REE5: Uncertainty analysis of regional and global climate forecasts
| Researcher: | Dr Jara Imbers Quintana |
| Team Leader(s): | Prof. Anne Trefethen & Dr Irene Moroz |
| Collaborators: | Dr Myles Allen, Physics Department, Oxford |
| Dr Ana Lopez, LSE | |
| Dr David Frame, Smith School for Enterprise and the Environment | |
| Dr Nicolai Meinshausen, Statistics | |
| Dr Rachel McDonnell, Geography | |
| Tolu Aina |
Project completed July 15, 2012
Background
At the centre of the climate change debate lies the question of whether global warming can be detected and if so, whether it is attributable to humans. A technique called optimal fingerprinting is a powerful method of detection and attribution of climate change. The method relies on the assumption that external forcings due to human activity (for example, changing levels of greenhouse gases and aerosol loading) and due to natural causes (for example, volcanic activity and variations in solar radiation) are superimposed on internal variability due to interaction of the atmosphere, ocean, biosphere and cryosphere.
The Intergovernmental Panel on Climate Change (IPCC) said “most of the observed increase in global average temperatures since the mid-20th century is very likely due to the observed increase in anthropogenic greenhouse gas concentrations”. Since methods like optimal fingerprinting are at the core of these statements, the methods must be robust. Researchers at the Oxford Centre for Collaborative Applied Mathematics (OCCAM) have been assessing the robustness using the extended historical record, the present knowledge of climate dynamics and its interaction with human activity.
Techniques and Challenges
The researchers explored the robustness of optimal fingerprinting by analysing the influence of adopting different descriptions of internal variability when applying the detection algorithm. Optimal fingerprinting is a linear regression model, which allows the decomposition of the observed global mean temperature into signals representing the external forcings, plus a noise term corresponding to the internal variability of the system. To test the effect of the representation of the internal variability, it was represented by one of two very different stochastic models: either a short-memory AR(1) process or a long-memory fractional differencing (FD) noise process. An energy balance model was used to simulate the contributions to the global mean temperature from four forcing signals: solar, volcanic, greenhouse gas and sulfates.
Furthermore, the researchers extended the analysis to determine whether the robustness of the anthropogenic climate change detection statements is altered when internal oscillations of the climate system such as the El Niño Southern oscillation (ENSO) or the Atlantic Multidecadal Oscillation (AMO) are considered as separate forcings, and not simply included in the noise term in the multi-regression analysis.
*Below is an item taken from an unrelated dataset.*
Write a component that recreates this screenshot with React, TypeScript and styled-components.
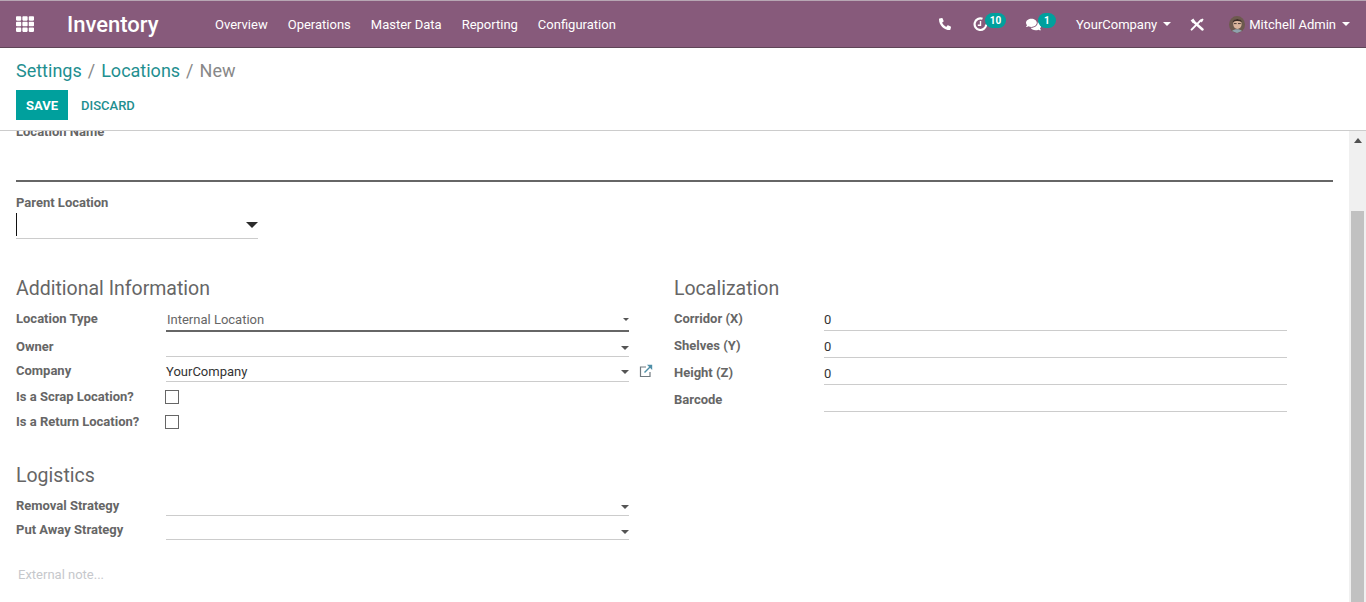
import React from 'react'
import styled, { createGlobalStyle } from 'styled-components'
import { FaPhoneAlt, FaComments, FaTh } from 'react-icons/fa'

const GlobalStyle = createGlobalStyle`
  html, body { margin: 0; height: 100%; overflow: hidden; }
  body { font-family: Roboto, "Noto Sans", sans-serif; font-size: 13px; color: #666; background: #fff; }
  * { box-sizing: border-box; }
`

const Page = styled.div`
  display: flex;
  flex-direction: column;
  height: 602px;
`

const Navbar = styled.header`
  display: flex;
  align-items: center;
  height: 48px;
  flex: none;
  padding: 0 16px;
  background: #875a7b;
  border-top: 1px solid #b7a6b3;
  border-bottom: 1px solid #5f4557;
  color: #fff;
`

const AppsButton = styled.span`
  display: flex;
  width: 51px;
  font-size: 18px;
`

const Brand = styled.span`
  width: 148px;
  padding-top: 2px;
  font-size: 22px;
  font-weight: 500;
  line-height: 26px;
`

const Menu = styled.nav`
  display: flex;
  gap: 20px;
  flex: 1;
`

const MenuItem = styled.span`
  font-size: 13px;
  color: #fff;
`

const Systray = styled.div`
  display: flex;
  align-items: center;
  height: 100%;
`

const TrayIcon = styled.span<{ $w: number; $pad?: number }>`
  position: relative;
  display: flex;
  align-items: center;
  width: ${p => p.$w}px;
  padding-left: ${p => p.$pad ?? 0}px;
  font-size: 12px;
`

const Badge = styled.span<{ $w: number; $left: number }>`
  position: absolute;
  top: -4px;
  left: ${p => p.$left}px;
  width: ${p => p.$w}px;
  height: 15px;
  border-radius: 8px;
  background: #00a09d;
  color: #fff;
  font-size: 10px;
  font-weight: 700;
  line-height: 15px;
  text-align: center;
`

const TrayText = styled.span`
  display: flex;
  align-items: center;
  gap: 6px;
  font-size: 13px;
`

const UserName = styled.span`
  margin-left: -2px;
`

const Caret = styled.span`
  width: 0;
  height: 0;
  border-left: 4px solid transparent;
  border-right: 4px solid transparent;
  border-top: 4px solid currentColor;
`

const ControlPanel = styled.section`
  flex: none;
  height: 83px;
  padding: 10px 16px 0;
  border-bottom: 1px solid #ccc;
`

const Breadcrumb = styled.div`
  display: flex;
  gap: 6px;
  font-size: 18px;
  line-height: 26px;
  color: #888;
`

const Crumb = styled.span`
  color: #1f8f90;
`

const Actions = styled.div`
  display: flex;
  align-items: center;
  gap: 13px;
  margin-top: 6px;
`

const SaveButton = styled.button`
  width: 52px;
  height: 30px;
  padding: 0;
  border: 0;
  background: #00a09d;
  color: #fff;
  font: 700 13px Roboto, sans-serif;
`

const DiscardButton = styled.button`
  padding: 0;
  border: 0;
  background: none;
  color: #1f8f90;
  font: 500 13px Roboto, sans-serif;
`

const Body = styled.div`
  flex: 1;
  display: flex;
  min-height: 0;
`

const Sheet = styled.main`
  flex: 1;
  padding: 0 16px;
  overflow: hidden;
`

const Scrollbar = styled.div`
  flex: none;
  display: flex;
  flex-direction: column;
  align-items: center;
  width: 17px;
  background: #f0f0f0;
`

const ScrollArrow = styled.span`
  width: 0;
  height: 0;
  margin: 7px 0 0;
  border-left: 4px solid transparent;
  border-right: 4px solid transparent;
  border-bottom: 5px solid #505050;
`

const ScrollThumb = styled.span`
  width: 13px;
  flex: 1;
  margin-top: 68px;
  background: #c1c1c1;
`

const Label = styled.label`
  display: block;
  font-size: 13px;
  font-weight: 700;
  line-height: 16px;
  color: #666;
`

const TitleLabel = styled(Label)`
  margin-top: -7px;
`

const NameInput = styled.div`
  height: 42px;
  border-bottom: 2px solid #666;
`

const ParentLabel = styled(Label)`
  margin-top: 13px;
`

const ParentField = styled.div`
  position: relative;
  width: 242px;
  height: 27px;
  margin-top: 1px;
  border-bottom: 1px solid #ccc;
`

const TextCursor = styled.span`
  position: absolute;
  left: 0;
  top: 1px;
  width: 1px;
  height: 23px;
  background: #111;
`

const BigCaret = styled.span`
  position: absolute;
  right: 0;
  top: 10px;
  border-left: 6px solid transparent;
  border-right: 6px solid transparent;
  border-top: 6px solid #2b2b2b;
`

const Columns = styled.div`
  display: grid;
  grid-template-columns: 658px 1fr;
  margin-top: 38px;
`

const GroupTitle = styled.h2<{ $gap: number }>`
  margin: 0 0 ${p => p.$gap}px;
  font-size: 19.5px;
  font-weight: 400;
  line-height: 24px;
  color: #666;
`

const LogisticsTitle = styled(GroupTitle)`
  margin-top: 29px;
`

const Row = styled.div<{ $h: number }>`
  display: grid;
  grid-template-columns: 150px 463px auto;
  height: ${p => p.$h}px;
`

const RowLabel = styled(Label)<{ $top: number }>`
  padding-top: ${p => p.$top}px;
`

const Field = styled.div<{ $focus?: boolean; $top?: number }>`
  display: flex;
  align-items: center;
  justify-content: space-between;
  padding-top: ${p => p.$top ?? 2}px;
  border-bottom: ${p => (p.$focus ? '2px solid #666' : '1px solid #ccc')};
  font-size: 13px;
  line-height: 16px;
  color: #333;
`

const FieldValue = styled.span<{ $muted?: boolean; $inset?: boolean }>`
  color: ${p => (p.$muted ? '#666' : '#333')};
  padding-left: ${p => (p.$inset ? 1 : 0)}px;
`

const SelectCaret = styled(Caret)<{ $small?: boolean }>`
  border-left-width: ${p => (p.$small ? 3 : 4)}px;
  border-right-width: ${p => (p.$small ? 3 : 4)}px;
  border-top-width: ${p => (p.$small ? 3 : 4)}px;
  border-top-color: #555;
`

const OpenLink = styled.span`
  display: flex;
  align-items: flex-start;
  padding: 7px 0 0 10px;
`

const CheckBox = styled.span<{ $top: number }>`
  display: block;
  width: 14px;
  height: 14px;
  margin: ${p => p.$top}px 0 0 -1px;
  border: 1px solid #666;
  background: #fff;
`

const Note = styled.div`
  margin: 27px 0 0 2px;
  font-size: 13px;
  line-height: 16px;
  color: #c6c8cc;
`

const ClockIcon = () => (
  <svg width="15" height="15" viewBox="0 0 15 15" fill="none" stroke="#fff">
    <path d="M9.5 1.8A5.8 5.8 0 1 0 13.2 7.5" strokeWidth="2.2" />
    <path d="M7.5 4V8.2H4.8" strokeWidth="1.4" />
  </svg>
)

const ToolsIcon = () => (
  <svg width="14" height="13" viewBox="0 0 14 13" fill="none" stroke="#fff">
    <path d="M3.5 3.5L12.5 11.5" strokeWidth="2.4" strokeLinecap="round" />
    <path d="M0.6 2.6L3 5.2L5.2 3.6L3.4 0.6" fill="#fff" stroke="none" />
    <path d="M1.6 11.6L10.5 2.6" strokeWidth="2" strokeLinecap="round" />
    <path d="M9.5 2.2L12.4 0.4L13.6 1.6L11.8 4.4Z" fill="#fff" stroke="none" />
  </svg>
)

const AvatarIcon = () => (
  <svg width="16" height="17" viewBox="0 0 16 17">
    <ellipse cx="8" cy="8.5" rx="8" ry="8.5" fill="#6d5a4e" />
    <ellipse cx="8.4" cy="8" rx="4.2" ry="5" fill="#d9b49c" />
    <path d="M3.6 6.5C4 1.8 12.4 1.8 12.8 6.2C10 4.6 6.4 4.8 3.6 6.5Z" fill="#3a2c26" />
    <path d="M5 7.6H7.6M9 7.6H11.8" stroke="#4a3a34" strokeWidth="1" />
    <path d="M3 15C5 12.6 11 12.6 13 15L8 17Z" fill="#8fa2ae" />
  </svg>
)

const ExternalIcon = () => (
  <svg width="14" height="14" viewBox="0 0 14 14" fill="none">
    <path d="M7 3H1.5V12.5H11V8" stroke="#707a80" strokeWidth="1.2" />
    <path d="M5.5 8.5L12 2" stroke="#4f8fa8" strokeWidth="1.4" />
    <path d="M8 .8H13.2V6Z" fill="#4f8fa8" />
  </svg>
)

const menu = ['Overview', 'Operations', 'Master Data', 'Reporting', 'Configuration']
const corridor = [
  ['Corridor (X)', '0'],
  ['Shelves (Y)', '0'],
  ['Height (Z)', '0'],
  ['Barcode', ''],
]

export default function App() {
  return (
    <Page>
      <GlobalStyle />
      <Navbar>
        <AppsButton><FaTh /></AppsButton>
        <Brand>Inventory</Brand>
        <Menu>
          {menu.map(item => <MenuItem key={item}>{item}</MenuItem>)}
        </Menu>
        <Systray>
          <TrayIcon $w={34}><FaPhoneAlt /></TrayIcon>
          <TrayIcon $w={53}><ClockIcon /><Badge $w={21} $left={12}>10</Badge></TrayIcon>
          <TrayIcon $w={50}><FaComments size={15} /><Badge $w={18} $left={12}>1</Badge></TrayIcon>
          <TrayText>YourCompany <Caret /></TrayText>
          <TrayIcon $w={58} $pad={19}><ToolsIcon /></TrayIcon>
          <TrayText><AvatarIcon /><UserName>Mitchell Admin</UserName> <Caret /></TrayText>
        </Systray>
      </Navbar>

      <ControlPanel>
        <Breadcrumb>
          <Crumb>Settings</Crumb>/<Crumb>Locations</Crumb>/<span>New</span>
        </Breadcrumb>
        <Actions>
          <SaveButton>SAVE</SaveButton>
          <DiscardButton>DISCARD</DiscardButton>
        </Actions>
      </ControlPanel>

      <Body>
        <Sheet>
          <TitleLabel>Location Name</TitleLabel>
          <NameInput />
          <ParentLabel>Parent Location</ParentLabel>
          <ParentField><TextCursor /><BigCaret /></ParentField>

          <Columns>
            <div>
              <GroupTitle $gap={6}>Additional Information</GroupTitle>
              <Row $h={25}>
                <RowLabel $top={4}>Location Type</RowLabel>
                <Field $focus>
                  <FieldValue $muted $inset>Internal Location</FieldValue>
                  <SelectCaret $small />
                </Field>
              </Row>
              <Row $h={25}>
                <RowLabel $top={7}>Owner</RowLabel>
                <Field $top={8}><span /><SelectCaret /></Field>
              </Row>
              <Row $h={25}>
                <RowLabel $top={6}>Company</RowLabel>
                <Field $top={6}><FieldValue>YourCompany</FieldValue><SelectCaret /></Field>
                <OpenLink><ExternalIcon /></OpenLink>
              </Row>
              <Row $h={28}>
                <RowLabel $top={7}>Is a Scrap Location?</RowLabel>
                <CheckBox $top={8} />
              </Row>
              <Row $h={25}>
                <RowLabel $top={4}>Is a Return Location?</RowLabel>
                <CheckBox $top={5} />
              </Row>
              <LogisticsTitle $gap={3}>Logistics</LogisticsTitle>
              <Row $h={25}>
                <RowLabel $top={7}>Removal Strategy</RowLabel>
                <Field $top={8}><span /><SelectCaret /></Field>
              </Row>
              <Row $h={24}>
                <RowLabel $top={6}>Put Away Strategy</RowLabel>
                <Field $top={8}><span /><SelectCaret /></Field>
              </Row>
              <Note>External note...</Note>
            </div>
            <div>
              <GroupTitle $gap={3}>Localization</GroupTitle>
              {corridor.map(([label, value]) => (
                <Row $h={27} key={label}>
                  <RowLabel $top={7}>{label}</RowLabel>
                  <Field $top={6}><FieldValue>{value}</FieldValue></Field>
                </Row>
              ))}
            </div>
          </Columns>
        </Sheet>
        <Scrollbar>
          <ScrollArrow />
          <ScrollThumb />
        </Scrollbar>
      </Body>
    </Page>
  )
}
Similarly, they considered natural oscillations in climate with periods of 20 and 60 years.
Results
The researchers found that, independent of the representation chosen for the internal variability, the greenhouse gas signal remains statistically significant under the detection model, and the attribution of greenhouse gas to climate change was found to be insensitive to the choice between the two representations of internal variability. However, the significance of detection results were affected by the choice of a short-memory versus a long-memory process, indicating a need for more sophisticated statistical checks on the spectral properties of internal variability.
It was also shown that key detection and attribution statements remain robust with the inclusion of additional forcing signals, including the 20 and 60 year oscillations. This gives further evidence that the detection of the anthropogenic signal is statistically robust independent of the model used to characterise the internal variability in the case of the global mean temperature.
The Future
This work on the global mean temperature is currently being extended to the full spatial and temporal resolution of the temperature in the climate system. Also, the researchers are doing a systematic comparison of simulated climate variability and observational data within the formalism of Linear Inverse Modeling (LIM). This method allows for a sensitive comparison of models and data by contrasting their spatial and temporal spectra.
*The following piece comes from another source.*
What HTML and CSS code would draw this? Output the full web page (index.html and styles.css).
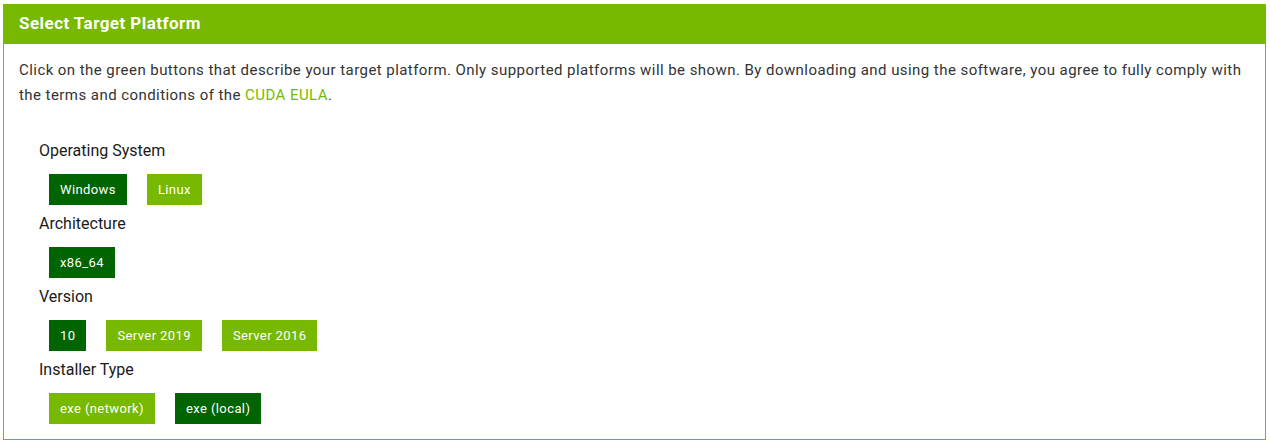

In particular, the aim is to use control runs of CMIP-5 (Coupled Model Intercomparison Project Phase 5) and observational records pre-1970 to assess the adequacy of internal climate variability in the CMIP-5 models. LIM has proven a powerful method for extracting the intrinsic linear dynamics that govern the climatology of a complex system directly from observations of the system or climate models. Thus, applying the LIM to the output of control runs of IPCC coupled models will help to obtain insights into the structural differences between simulated and real climate variability. It will also allow for the opportunity to generate estimations of more accurate internal variability for use in the detection and attribution formalism.